Make the quarterback uncomfortable. Exactly how Arkansas accomplishes this depends on who is playing quarterback. If it’s Arnold, you make him uncomfortable by getting consistent pressure and forcing him to take his eyes away from his receivers. If it’s Daniels, you make him uncomfortable by being aggressive off the edge, messing up reads and goading him into dangerous throws. Winning third down is nice, but just forcing more third downs by creating negative plays is a good start.
Punish the blitz. Auburn is going to bring the heat and light Green up. That’s what Durkin does anyway and it’s what Petrino’s offense is often susceptible to.
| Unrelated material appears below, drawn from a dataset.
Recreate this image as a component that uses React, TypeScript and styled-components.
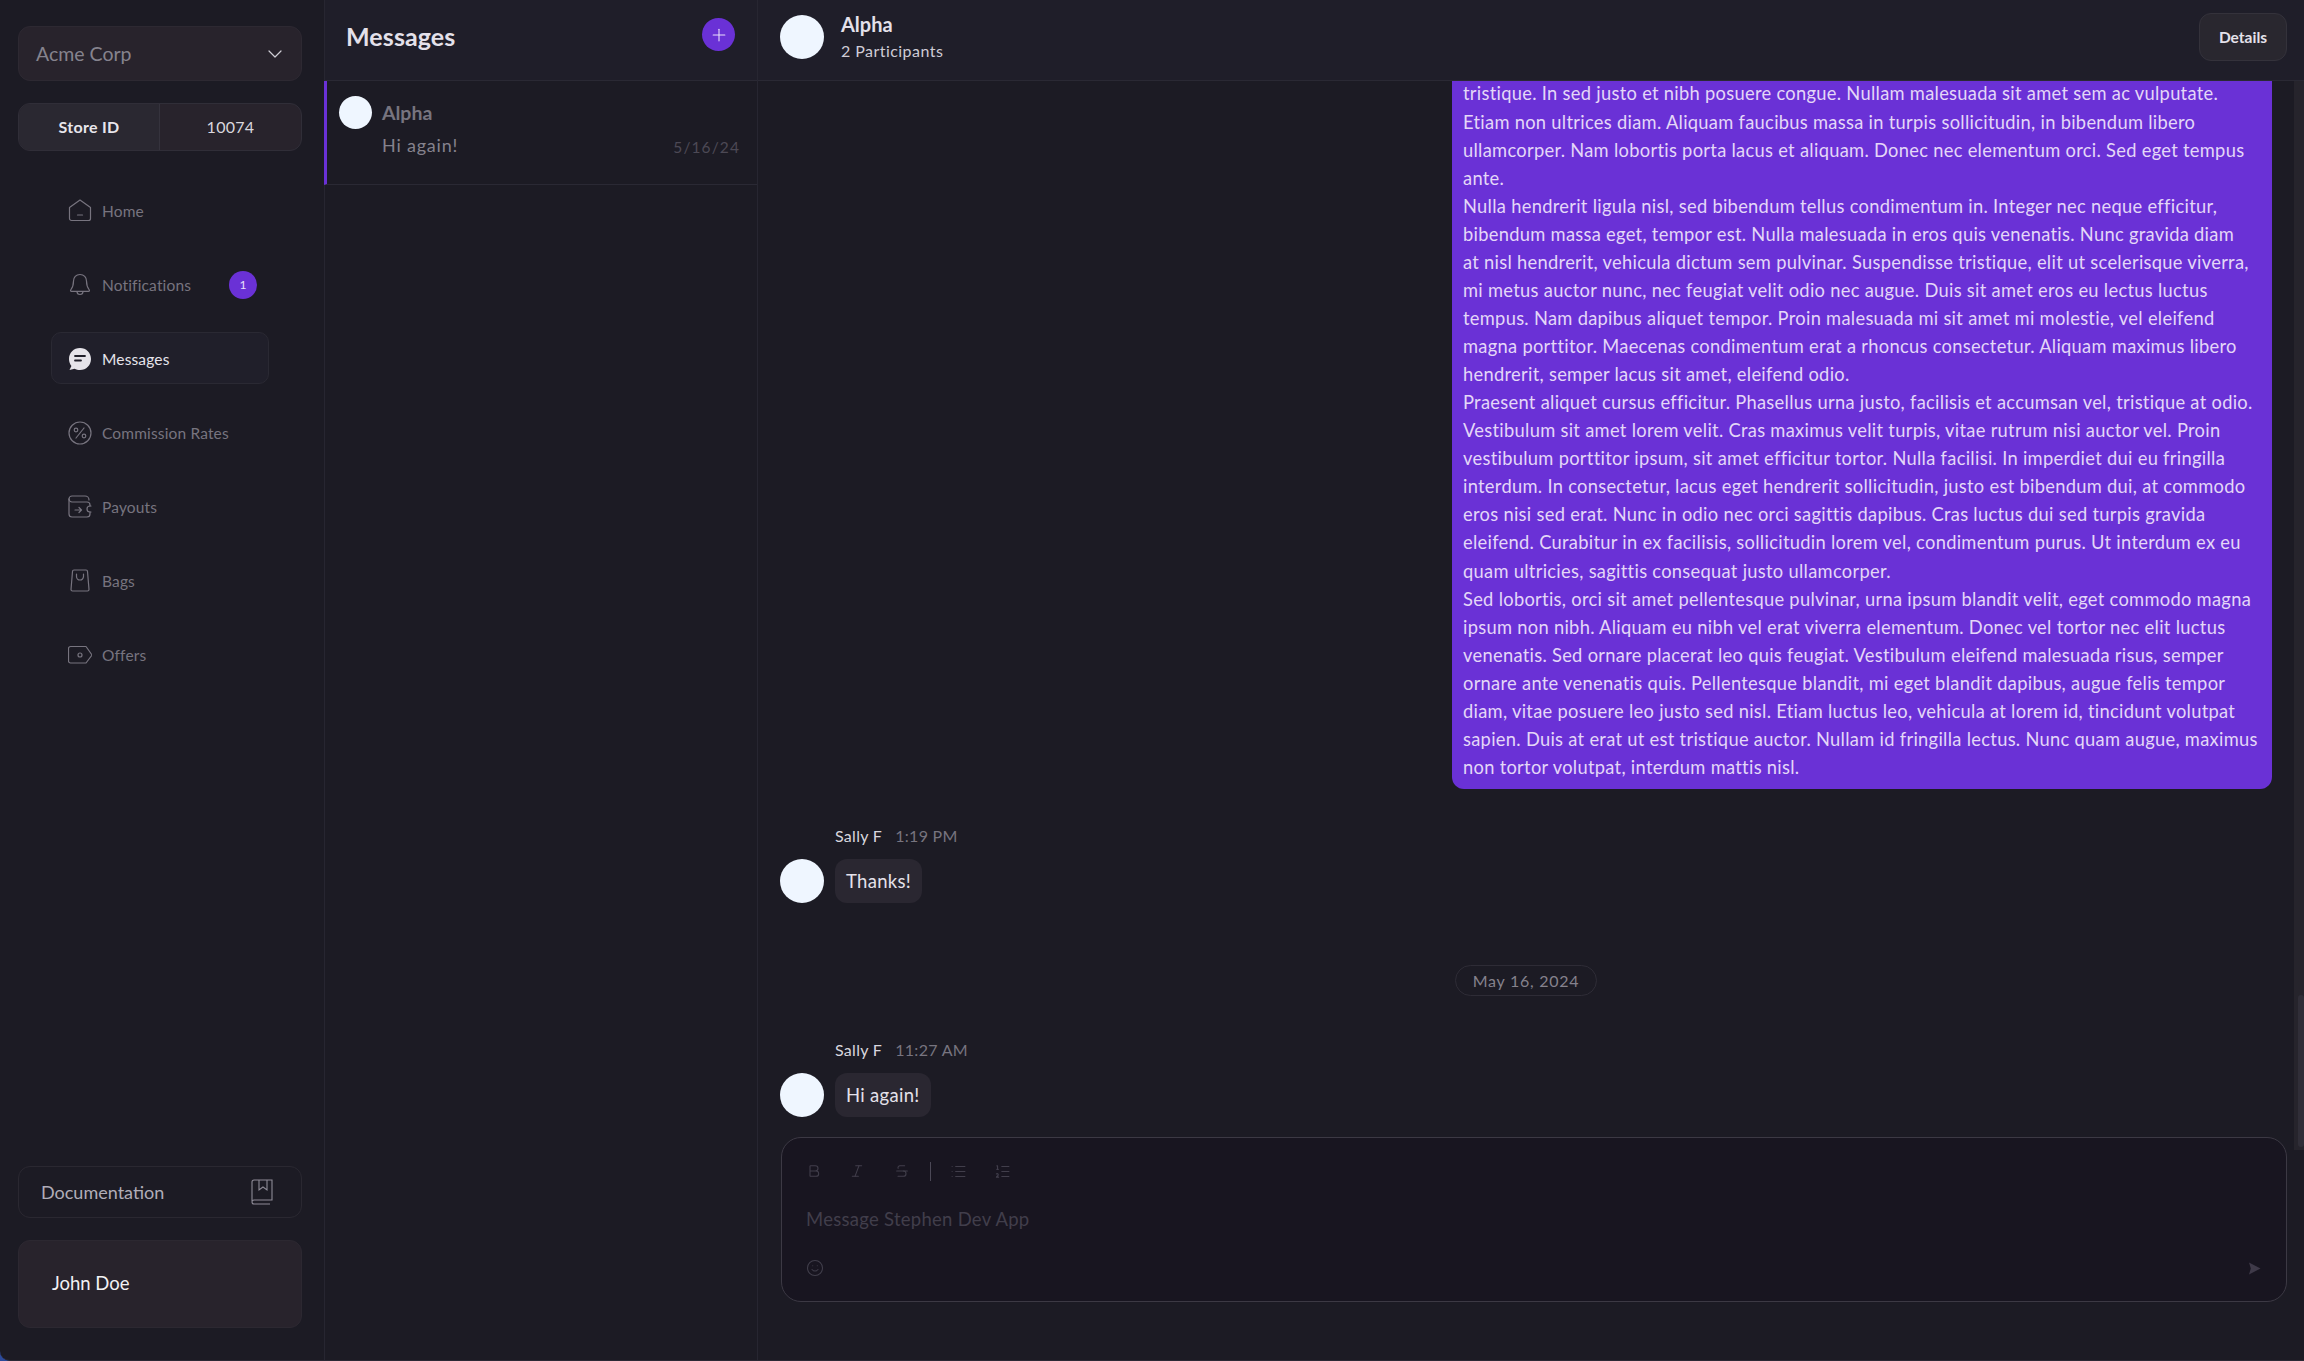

Green has been pretty good against the blitz generally this year (47 of 84, 745 yards, eight touchdowns, one interception, six sacks), but he has not been great when he’s pressured generally (15 of 48, 197 yards, five touchdowns, two interceptions, 19 scrambles, 16 sacks), although his 19 scrambles have produced more than 250 rushing yards. Green has to avoid turnovers and huge losses to give his team a chance. Getting the ball out quick to hot routes or finding opportunities to scramble are going to be important.